A sticky toffee pudding is grin-inducingly sweet, with nut butter ice cream melting happily into the soft sugariness. Apple and berry crumble is a cut above homemade, but no less comforting.

“I’m born and bred in Glossop, and I can honestly say that this is the first Glossopian restaurant I’ve been excited to eat in in my lifetime,” says Thom Hetherington, CEO of the Northern Restaurant & Bar show, who helped the couple find their new home.

“I grew up in this damp Pennine mill town, and I have seen it gentrify at a rate of knots – we have sourdough bakeries, craft beer bars and yoga studios!
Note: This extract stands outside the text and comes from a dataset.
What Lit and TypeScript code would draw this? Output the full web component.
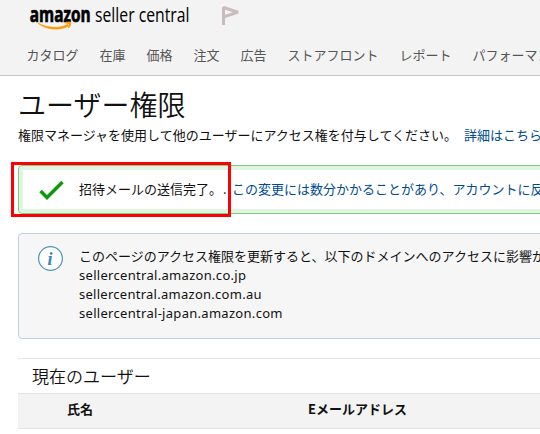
import { LitElement, html, css } from "lit";
import { customElement } from "lit/decorators.js";

@customElement("app-root")
export class AppRoot extends LitElement {
  static styles = css`
    :host {
      display: block;
      position: relative;
      width: 540px;
      height: 434px;
      overflow: hidden;
      box-sizing: border-box;
      background: #fff;
      color: #111;
      font: 400 13px/19px "Noto Sans CJK JP", sans-serif;
      white-space: nowrap;
    }
    * { box-sizing: border-box; }
    header {
      height: 76px;
      background: #f3f3f3;
      border-bottom: 1px solid #c8c8c8;
    }
    .brand { display: block; width: 540px; height: 40px; }
    .bold { font: 700 21px "Open Sans", sans-serif; }
    .thin { font: 400 20px "Open Sans", sans-serif; }
    nav {
      display: flex;
      gap: 21px;
      padding: 5px 0 0 26.5px;
      color: #555;
    }
    main { padding: 12px 0 0 18px; }
    h1 { margin: 0; font-size: 28px; line-height: 32px; font-weight: 350; }
    p { margin: 5px 0 0; }
    .link { color: #004b91; }
    .intro .link { margin-left: 4px; }
    .alert {
      display: flex;
      width: 560px;
      height: 49px;
      margin-top: 21px;
      border: 1px solid #7fcb85;
      border-radius: 4px;
      background: #fff;
      box-shadow: inset 0 0 0 4px #dff5df;
      padding: 13px 0 0 20px;
    }
    .check { width: 26px; height: 22px; margin: 1px 14px 0 0; }
    .dot { display: inline-block; width: 10px; padding-left: 1px; }
    .info {
      display: flex;
      width: 560px;
      height: 106px;
      margin-top: 19px;
      padding: 12px 0 0 19px;
      border: 1px solid #b9d3e0;
      border-radius: 4px;
      background: #f6f6f6;
    }
    .badge { width: 26px; height: 26px; margin-right: 15px; }
    .glyph { font: italic 700 18px "Liberation Serif", serif; }
    .line { display: block; }
    .domain { font-family: "Noto Sans", sans-serif; fill: #111; }
    .users { margin-top: 19px; border-top: 1px solid #e4e4e4; }
    h2 { margin: 0; padding-left: 14px; height: 34px; font-size: 17px; line-height: 33px; font-weight: 350; }
    .columns {
      display: grid;
      grid-template-columns: 241px 1fr;
      height: 36px;
      padding-left: 49px;
      line-height: 30px;
      font-weight: 700;
      background: #f3f3f3;
      border-top: 1px solid #e4e4e4;
      border-bottom: 1px solid #e4e4e4;
    }
    .marker {
      position: absolute;
      left: 11px;
      top: 162px;
      width: 220px;
      height: 55px;
      border: 3px solid #fb0007;
    }
  `;

  private menu = ["カタログ", "在庫", "価格", "注文", "広告", "ストアフロント", "レポート", "パフォーマンス"];
  private domains = [
    { name: "sellercentral.amazon.co.jp", width: 167 },
    { name: "sellercentral.amazon.com.au", width: 182.5 },
    { name: "sellercentral-japan.amazon.com", width: 203.5 },
  ];

  render() {
    return html`
      <header>
        <svg class="brand" viewBox="0 0 540 40">
          <text class="bold" x="29.8" y="22" textLength="60.8" lengthAdjust="spacingAndGlyphs" stroke="#000" stroke-width=".7">amazon</text>
          <text class="thin" x="95" y="22" textLength="94.5" lengthAdjust="spacingAndGlyphs">seller central</text>
          <path d="M38 23C46 28 59 29 67.500 24.500L68.500 26C60 30.800 46 30.200 38 23z" fill="#f90" stroke="#f90" stroke-width=".7" />
          <path d="M64.800 22.800C67.500 21.600 70 21.800 70.700 22.500C71.200 23.500 70.200 26.500 68.500 28C69 26 69.600 24.500 69 24C68.500 23.300 66.500 23.200 64.800 22.800z" fill="#f90" stroke="#f90" stroke-width=".8" />
          <path d="M223.500 25V7.500L238 12.200L223.500 17" fill="none" stroke="#c9bcbd" stroke-width="3" stroke-linejoin="bevel" />
        </svg>
        <nav>${this.menu.map((m) => html`<span>${m}</span>`)}</nav>
      </header>
      <main>
        <h1>ユーザー権限</h1>
        <p class="intro">権限マネージャを使用して他のユーザーにアクセス権を付与してください。 <span class="link">詳細はこちら</span></p>
        <section class="alert">
          <svg class="check" viewBox="0 0 26 22"><path d="M1.500 11L8 17.500L23.500 2" fill="none" stroke="#0b9a0b" stroke-width="3.500" /></svg>
          <span>招待メールの送信完了。<span class="dot">.</span><span class="link">この変更には数分かかることがあり、アカウントに反映</span></span>
        </section>
        <section class="info">
          <svg class="badge" viewBox="0 0 26 26">
            <circle cx="12.500" cy="12.500" r="11.900" fill="#fff" stroke="#4b94b8" stroke-width="1.200" />
            <text class="glyph" x="9.500" y="18.500" fill="#3d87b5">i</text>
          </svg>
          <div>
            <div>このページのアクセス権限を更新すると、以下のドメインへのアクセスに影響が</div>
            ${this.domains.map(
              (d) => html`<svg class="line" width="220" height="19"><text class="domain" x="0" y="15" textLength=${d.width}>${d.name}</text></svg>`
            )}
          </div>
        </section>
        <section class="users">
          <h2>現在のユーザー</h2>
          <div class="columns"><span>氏名</span><span>Eメールアドレス</span></div>
        </section>
      </main>
      <div class="marker"></div>
    `;
  }
}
It is now an affluent and aspirational town.

“And Hyssop is the first place that actually offers ambitious, contemporary food, so I’m not surprised that it has been booked solid almost every night since opening.”

I can see why. My Sunday lunch is so good, I immediately book in again to try the weekday menu.

Starters include torched fresh mackerel fillets served with ham fat mayo, confit potato and fragrant lovage oil. Lightly seared venison is rich with smoky coal oil, earthy beetroot and pumpkin seeds for crunch. Confident, accomplished stuff.

Rump of lamb is roasted until pink, served with the butteriest heritage carrots. Sirloin steak comes from 32-day aged Derbyshire beef, served with chunky, salty, triple-cooked chips cooked in beef dripping. They’re perfect chips. We order more.

A side of iron-rich seasonal greens shouldn’t be much to write home about but is the best I’ve had, utterly delicious and cooked with chicken stock and what must be an obscene amount of butter.

Nobody need ever be told to eat their greens again.

Then there are the puddings. Creamy egg custard tart is spot-on, made with duck eggs for richness and the perfect wobble, flecked with nutmeg and served with an intensely fruity raspberry sorbet.

The new restaurant is a real asset to the local dining scene, believes Thom, “with the equally brilliant Packhorse over the hill in picturesque Hayfield, and Harvey Leonard’s, Cask and Kitchen, and Shepley’s Café here too.

“Much more of this and Glossop will be guilty of having a full-on food scene. It’s happened in the Ribble Valley and currently in Calderdale. Why not Glossopdale next?”

Jess is delighted with Hyssop’s new home.

“It all felt very surreal how it all fell into place, but we are so happy to be here now,” she says.

So are we, Jess. Once word gets out, this won’t just be a local restaurant for local people.